Mark David Chapman Says He Is ‘Sorry’ For Killing John Lennon in 1980

Mark David Chapman will be eligible for parole in two years.

Mark David Chapman, the man who killed John Lennon in front of his New York City apartment on December 8, 1980, apologized during a recent parole hearing for murdering the former Beatle.

Chapman, 65, was denied parole for the eleventh time last month and during his hearing, he spoke in front of the board, where he called what he did 40 years ago a “despicable act,” and said that he shot and killed the “Imagine” singer for glory, the BBC reported.

Lennon, 40, was shot and killed as he entered the Dakota Building on Manhattan’s Upper West Side as he and his wife, Yoko Ono, were returning from a recording studio.

“I just want to reiterate that I'm sorry for my crime," Chapman told the parole board in August. "I have no excuse. This was for self-glory. I think it's the worst crime that there could be to do something to someone that's innocent.”

Chapman is incarcerated at the Wende Correctional Facility in Upstate New York, where he has been since 2012. He expressed his remorse and apologized to Ono for killing her husband.

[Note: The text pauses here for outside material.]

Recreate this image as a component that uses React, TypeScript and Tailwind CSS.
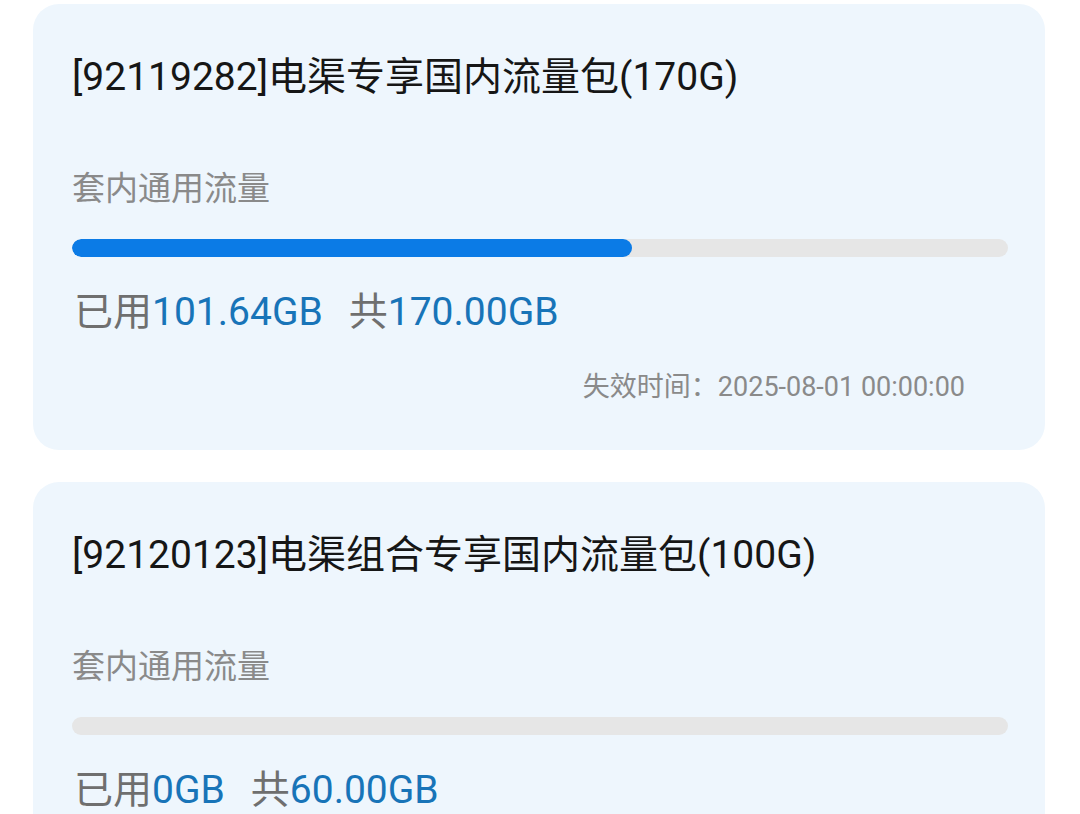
const packages = [
  {
    id: '92119282',
    name: '电渠专享国内流量包(170G)',
    used: '101.64GB',
    total: '170.00GB',
    percent: 59.8,
    expires: '2025-08-01 00:00:00',
  },
  {
    id: '92120123',
    name: '电渠组合专享国内流量包(100G)',
    used: '0GB',
    total: '60.00GB',
    percent: 0,
    expires: '2025-08-01 00:00:00',
  },
]

const font = { fontFamily: 'Roboto, "Noto Sans CJK SC", sans-serif' }

export default function App() {
  return (
    <div className="min-h-screen bg-white pt-[4px] px-[33px]" style={font}>
      <div className="flex flex-col gap-[32px]">
        {packages.map((p) => (
          <div key={p.id} className="w-[1012px] rounded-[26px] bg-[#eef6fd] pt-[49px] pb-[45px] pl-[39px] pr-[37px]">
            <div className="text-[39px] leading-[48px] text-[#161616]">
              [{p.id}]{p.name}
            </div>
            <div className="mt-[68px] text-[33px] leading-[40px] text-[#8a8a8a]">套内通用流量</div>
            <div className="mt-[30px] h-[18px] rounded-full bg-[#e6e6e6] overflow-hidden">
              {p.percent > 0 && (
                <div className="h-full rounded-full bg-[#0b7be6]" style={{ width: `${p.percent}%` }} />
              )}
            </div>
            <div className="mt-[31px] text-[39px] leading-[48px] pl-[2px]">
              <span className="text-[#6f6f6f]">已用</span>
              <span className="text-[#1874b8]">{p.used}</span>
              <span className="ml-[26px] text-[#6f6f6f]">共</span>
              <span className="text-[#1874b8]">{p.total}</span>
            </div>
            <div className="mt-[33px] pr-[43px] text-right text-[27px] leading-[36px] text-[#8a8a8a]">
              失效时间：{p.expires}
            </div>
          </div>
        ))}
      </div>
    </div>
  )
}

"He was extremely famous. I didn't kill him because of his character or the kind of man he was. He was a family man. He was an icon. He was someone that spoke of things that now we can speak of and it's great,” he said. “I assassinated him, to use your word earlier, because he was very, very, very famous and that's the only reason and I was very, very, very, very much seeking self-glory, very selfish.”

"I want to add that and emphasize that greatly. It was an extremely selfish act. I'm sorry for the pain that I caused to her [Ono]. I think about it all of the time,” he added.

Chapman will be eligible for parole in two years.

“It was just a very sudden thing,” Ono told Inside Edition in 1997. “It was so sudden that it was very difficult to me."

“You never get over it — you just have to go on, I suppose,” she later told Inside Edition in 2000. “We thought that we were going to be together forever... John’s spirit in a way is still alive in people’s hearts — the statements he made, the music he made, it is still going around the world. It is like he is still alive in a way."

Chapman pleaded guilty in Lennon's killing.

When Chapman appeared before the parole board in 2018, he was told “someone may attempt or succeed in harming you out of anger and or revenge, or for the same reason that you did John Lennon, to assume notoriety.”

Chapman had traveled from Hawaii to kill Lennon in New York City in the fall of 1980. Chapman, a married Christian, said he loved The Beatles but felt inspired by Holden Caulfield, the protagonist in The Catcher in the Rye, and believed Lennon was a phony who had sold out his humble roots.

“I think in the end, the fact that he was too honest may have offended some people and may have really shortened his life,” Ono said of her husband to Inside Edition in 1997. “I think that sometimes you have to pay a high price and he did it and he gambled on it.”